**What is needed**
Omit the images, then output each of the records below exactly.

--- Begin ---

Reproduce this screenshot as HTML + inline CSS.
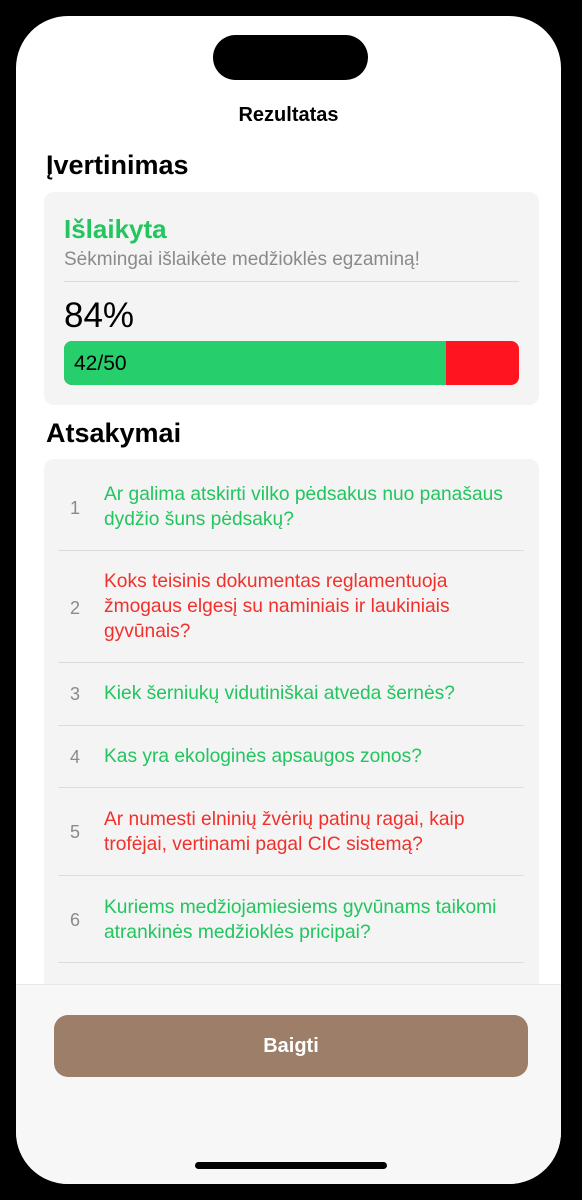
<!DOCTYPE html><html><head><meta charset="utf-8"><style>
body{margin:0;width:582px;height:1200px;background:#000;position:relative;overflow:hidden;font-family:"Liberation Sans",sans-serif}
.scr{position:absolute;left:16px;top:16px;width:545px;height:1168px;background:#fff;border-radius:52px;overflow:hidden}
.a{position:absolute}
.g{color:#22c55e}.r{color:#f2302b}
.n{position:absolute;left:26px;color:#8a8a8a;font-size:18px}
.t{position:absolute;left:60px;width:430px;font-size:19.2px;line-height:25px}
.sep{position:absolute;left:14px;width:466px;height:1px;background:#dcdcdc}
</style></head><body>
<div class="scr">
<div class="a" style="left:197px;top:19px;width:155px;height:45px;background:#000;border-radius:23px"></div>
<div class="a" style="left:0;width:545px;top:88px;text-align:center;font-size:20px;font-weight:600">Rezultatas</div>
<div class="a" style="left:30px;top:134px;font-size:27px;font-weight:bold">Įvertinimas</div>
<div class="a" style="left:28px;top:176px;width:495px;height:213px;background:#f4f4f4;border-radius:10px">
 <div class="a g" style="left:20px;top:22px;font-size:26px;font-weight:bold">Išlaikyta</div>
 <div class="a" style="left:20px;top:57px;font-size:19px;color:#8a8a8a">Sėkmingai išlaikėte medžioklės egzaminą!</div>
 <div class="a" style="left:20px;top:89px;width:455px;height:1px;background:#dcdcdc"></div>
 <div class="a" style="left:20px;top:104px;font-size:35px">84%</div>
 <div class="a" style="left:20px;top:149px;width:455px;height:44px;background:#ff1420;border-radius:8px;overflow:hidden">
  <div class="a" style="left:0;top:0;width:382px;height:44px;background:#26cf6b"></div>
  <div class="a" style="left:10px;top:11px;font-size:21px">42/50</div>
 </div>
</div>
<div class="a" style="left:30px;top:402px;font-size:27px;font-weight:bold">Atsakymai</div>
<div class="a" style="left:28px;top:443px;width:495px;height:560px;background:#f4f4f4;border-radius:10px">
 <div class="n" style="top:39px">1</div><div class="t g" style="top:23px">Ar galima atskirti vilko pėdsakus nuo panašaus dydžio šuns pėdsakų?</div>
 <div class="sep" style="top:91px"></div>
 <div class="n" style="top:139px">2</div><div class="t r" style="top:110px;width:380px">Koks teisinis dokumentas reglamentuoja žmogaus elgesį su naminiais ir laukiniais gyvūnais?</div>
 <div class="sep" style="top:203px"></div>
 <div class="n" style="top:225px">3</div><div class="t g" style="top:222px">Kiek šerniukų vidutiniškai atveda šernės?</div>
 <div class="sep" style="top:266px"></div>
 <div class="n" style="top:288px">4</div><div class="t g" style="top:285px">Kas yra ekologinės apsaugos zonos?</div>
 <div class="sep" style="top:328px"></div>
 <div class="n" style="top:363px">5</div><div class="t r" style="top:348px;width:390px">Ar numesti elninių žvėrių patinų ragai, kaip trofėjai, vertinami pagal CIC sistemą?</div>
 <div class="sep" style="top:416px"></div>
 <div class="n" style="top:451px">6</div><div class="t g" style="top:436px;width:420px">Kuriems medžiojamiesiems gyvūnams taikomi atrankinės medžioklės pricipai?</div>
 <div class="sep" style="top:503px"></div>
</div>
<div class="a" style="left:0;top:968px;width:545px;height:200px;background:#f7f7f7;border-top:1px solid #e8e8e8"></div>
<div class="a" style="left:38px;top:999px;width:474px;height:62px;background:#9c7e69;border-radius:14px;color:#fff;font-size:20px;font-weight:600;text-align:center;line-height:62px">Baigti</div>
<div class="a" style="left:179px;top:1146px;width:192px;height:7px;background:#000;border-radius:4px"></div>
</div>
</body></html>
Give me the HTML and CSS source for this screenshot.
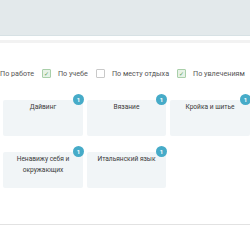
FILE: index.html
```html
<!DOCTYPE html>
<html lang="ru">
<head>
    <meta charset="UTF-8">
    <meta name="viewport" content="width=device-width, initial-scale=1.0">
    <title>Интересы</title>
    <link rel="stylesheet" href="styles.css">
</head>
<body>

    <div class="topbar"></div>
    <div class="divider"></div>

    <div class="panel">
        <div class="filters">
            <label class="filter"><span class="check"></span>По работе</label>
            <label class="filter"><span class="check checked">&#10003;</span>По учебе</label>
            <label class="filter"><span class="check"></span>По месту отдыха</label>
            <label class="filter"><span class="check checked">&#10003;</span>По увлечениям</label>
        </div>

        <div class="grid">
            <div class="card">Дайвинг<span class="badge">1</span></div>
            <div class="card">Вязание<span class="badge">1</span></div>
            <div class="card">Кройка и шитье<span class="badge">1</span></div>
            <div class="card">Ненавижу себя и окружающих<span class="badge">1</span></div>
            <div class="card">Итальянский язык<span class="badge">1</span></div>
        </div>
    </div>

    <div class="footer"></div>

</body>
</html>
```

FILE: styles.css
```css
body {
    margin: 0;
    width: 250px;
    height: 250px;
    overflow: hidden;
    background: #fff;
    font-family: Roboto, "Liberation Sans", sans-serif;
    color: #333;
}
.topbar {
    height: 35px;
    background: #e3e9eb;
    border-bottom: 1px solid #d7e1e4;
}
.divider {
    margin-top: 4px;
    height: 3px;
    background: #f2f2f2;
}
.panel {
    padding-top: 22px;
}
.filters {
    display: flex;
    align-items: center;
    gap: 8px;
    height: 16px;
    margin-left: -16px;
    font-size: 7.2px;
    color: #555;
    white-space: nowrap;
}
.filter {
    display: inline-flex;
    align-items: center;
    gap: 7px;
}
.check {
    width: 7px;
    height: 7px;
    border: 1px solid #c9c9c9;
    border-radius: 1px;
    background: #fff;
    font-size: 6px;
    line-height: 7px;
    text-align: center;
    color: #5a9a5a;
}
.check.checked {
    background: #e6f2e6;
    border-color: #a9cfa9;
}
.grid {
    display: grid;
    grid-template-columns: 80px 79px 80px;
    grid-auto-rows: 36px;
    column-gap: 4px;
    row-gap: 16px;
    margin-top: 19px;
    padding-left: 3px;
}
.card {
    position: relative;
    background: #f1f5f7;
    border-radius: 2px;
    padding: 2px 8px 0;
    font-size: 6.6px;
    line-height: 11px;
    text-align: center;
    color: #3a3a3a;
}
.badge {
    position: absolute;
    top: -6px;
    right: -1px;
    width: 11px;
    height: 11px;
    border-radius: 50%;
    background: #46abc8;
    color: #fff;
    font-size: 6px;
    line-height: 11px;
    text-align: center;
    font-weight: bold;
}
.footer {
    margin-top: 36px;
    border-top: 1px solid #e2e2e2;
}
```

--- End ---

**Full answer**
Reproduce this screenshot as HTML + inline CSS.
<!DOCTYPE html><html><head><meta charset="utf-8"><style>
body{margin:0;width:582px;height:1200px;background:#000;position:relative;overflow:hidden;font-family:"Liberation Sans",sans-serif}
.scr{position:absolute;left:16px;top:16px;width:545px;height:1168px;background:#fff;border-radius:52px;overflow:hidden}
.a{position:absolute}
.g{color:#22c55e}.r{color:#f2302b}
.n{position:absolute;left:26px;color:#8a8a8a;font-size:18px}
.t{position:absolute;left:60px;width:430px;font-size:19.2px;line-height:25px}
.sep{position:absolute;left:14px;width:466px;height:1px;background:#dcdcdc}
</style></head><body>
<div class="scr">
<div class="a" style="left:197px;top:19px;width:155px;height:45px;background:#000;border-radius:23px"></div>
<div class="a" style="left:0;width:545px;top:88px;text-align:center;font-size:20px;font-weight:600">Rezultatas</div>
<div class="a" style="left:30px;top:134px;font-size:27px;font-weight:bold">Įvertinimas</div>
<div class="a" style="left:28px;top:176px;width:495px;height:213px;background:#f4f4f4;border-radius:10px">
 <div class="a g" style="left:20px;top:22px;font-size:26px;font-weight:bold">Išlaikyta</div>
 <div class="a" style="left:20px;top:57px;font-size:19px;color:#8a8a8a">Sėkmingai išlaikėte medžioklės egzaminą!</div>
 <div class="a" style="left:20px;top:89px;width:455px;height:1px;background:#dcdcdc"></div>
 <div class="a" style="left:20px;top:104px;font-size:35px">84%</div>
 <div class="a" style="left:20px;top:149px;width:455px;height:44px;background:#ff1420;border-radius:8px;overflow:hidden">
  <div class="a" style="left:0;top:0;width:382px;height:44px;background:#26cf6b"></div>
  <div class="a" style="left:10px;top:11px;font-size:21px">42/50</div>
 </div>
</div>
<div class="a" style="left:30px;top:402px;font-size:27px;font-weight:bold">Atsakymai</div>
<div class="a" style="left:28px;top:443px;width:495px;height:560px;background:#f4f4f4;border-radius:10px">
 <div class="n" style="top:39px">1</div><div class="t g" style="top:23px">Ar galima atskirti vilko pėdsakus nuo panašaus dydžio šuns pėdsakų?</div>
 <div class="sep" style="top:91px"></div>
 <div class="n" style="top:139px">2</div><div class="t r" style="top:110px;width:380px">Koks teisinis dokumentas reglamentuoja žmogaus elgesį su naminiais ir laukiniais gyvūnais?</div>
 <div class="sep" style="top:203px"></div>
 <div class="n" style="top:225px">3</div><div class="t g" style="top:222px">Kiek šerniukų vidutiniškai atveda šernės?</div>
 <div class="sep" style="top:266px"></div>
 <div class="n" style="top:288px">4</div><div class="t g" style="top:285px">Kas yra ekologinės apsaugos zonos?</div>
 <div class="sep" style="top:328px"></div>
 <div class="n" style="top:363px">5</div><div class="t r" style="top:348px;width:390px">Ar numesti elninių žvėrių patinų ragai, kaip trofėjai, vertinami pagal CIC sistemą?</div>
 <div class="sep" style="top:416px"></div>
 <div class="n" style="top:451px">6</div><div class="t g" style="top:436px;width:420px">Kuriems medžiojamiesiems gyvūnams taikomi atrankinės medžioklės pricipai?</div>
 <div class="sep" style="top:503px"></div>
</div>
<div class="a" style="left:0;top:968px;width:545px;height:200px;background:#f7f7f7;border-top:1px solid #e8e8e8"></div>
<div class="a" style="left:38px;top:999px;width:474px;height:62px;background:#9c7e69;border-radius:14px;color:#fff;font-size:20px;font-weight:600;text-align:center;line-height:62px">Baigti</div>
<div class="a" style="left:179px;top:1146px;width:192px;height:7px;background:#000;border-radius:4px"></div>
</div>
</body></html>
Give me the HTML and CSS source for this screenshot.
FILE: index.html
```html
<!DOCTYPE html>
<html lang="ru">
<head>
    <meta charset="UTF-8">
    <meta name="viewport" content="width=device-width, initial-scale=1.0">
    <title>Интересы</title>
    <link rel="stylesheet" href="styles.css">
</head>
<body>

    <div class="topbar"></div>
    <div class="divider"></div>

    <div class="panel">
        <div class="filters">
            <label class="filter"><span class="check"></span>По работе</label>
            <label class="filter"><span class="check checked">&#10003;</span>По учебе</label>
            <label class="filter"><span class="check"></span>По месту отдыха</label>
            <label class="filter"><span class="check checked">&#10003;</span>По увлечениям</label>
        </div>

        <div class="grid">
            <div class="card">Дайвинг<span class="badge">1</span></div>
            <div class="card">Вязание<span class="badge">1</span></div>
            <div class="card">Кройка и шитье<span class="badge">1</span></div>
            <div class="card">Ненавижу себя и окружающих<span class="badge">1</span></div>
            <div class="card">Итальянский язык<span class="badge">1</span></div>
        </div>
    </div>

    <div class="footer"></div>

</body>
</html>
```

FILE: styles.css
```css
body {
    margin: 0;
    width: 250px;
    height: 250px;
    overflow: hidden;
    background: #fff;
    font-family: Roboto, "Liberation Sans", sans-serif;
    color: #333;
}
.topbar {
    height: 35px;
    background: #e3e9eb;
    border-bottom: 1px solid #d7e1e4;
}
.divider {
    margin-top: 4px;
    height: 3px;
    background: #f2f2f2;
}
.panel {
    padding-top: 22px;
}
.filters {
    display: flex;
    align-items: center;
    gap: 8px;
    height: 16px;
    margin-left: -16px;
    font-size: 7.2px;
    color: #555;
    white-space: nowrap;
}
.filter {
    display: inline-flex;
    align-items: center;
    gap: 7px;
}
.check {
    width: 7px;
    height: 7px;
    border: 1px solid #c9c9c9;
    border-radius: 1px;
    background: #fff;
    font-size: 6px;
    line-height: 7px;
    text-align: center;
    color: #5a9a5a;
}
.check.checked {
    background: #e6f2e6;
    border-color: #a9cfa9;
}
.grid {
    display: grid;
    grid-template-columns: 80px 79px 80px;
    grid-auto-rows: 36px;
    column-gap: 4px;
    row-gap: 16px;
    margin-top: 19px;
    padding-left: 3px;
}
.card {
    position: relative;
    background: #f1f5f7;
    border-radius: 2px;
    padding: 2px 8px 0;
    font-size: 6.6px;
    line-height: 11px;
    text-align: center;
    color: #3a3a3a;
}
.badge {
    position: absolute;
    top: -6px;
    right: -1px;
    width: 11px;
    height: 11px;
    border-radius: 50%;
    background: #46abc8;
    color: #fff;
    font-size: 6px;
    line-height: 11px;
    text-align: center;
    font-weight: bold;
}
.footer {
    margin-top: 36px;
    border-top: 1px solid #e2e2e2;
}
```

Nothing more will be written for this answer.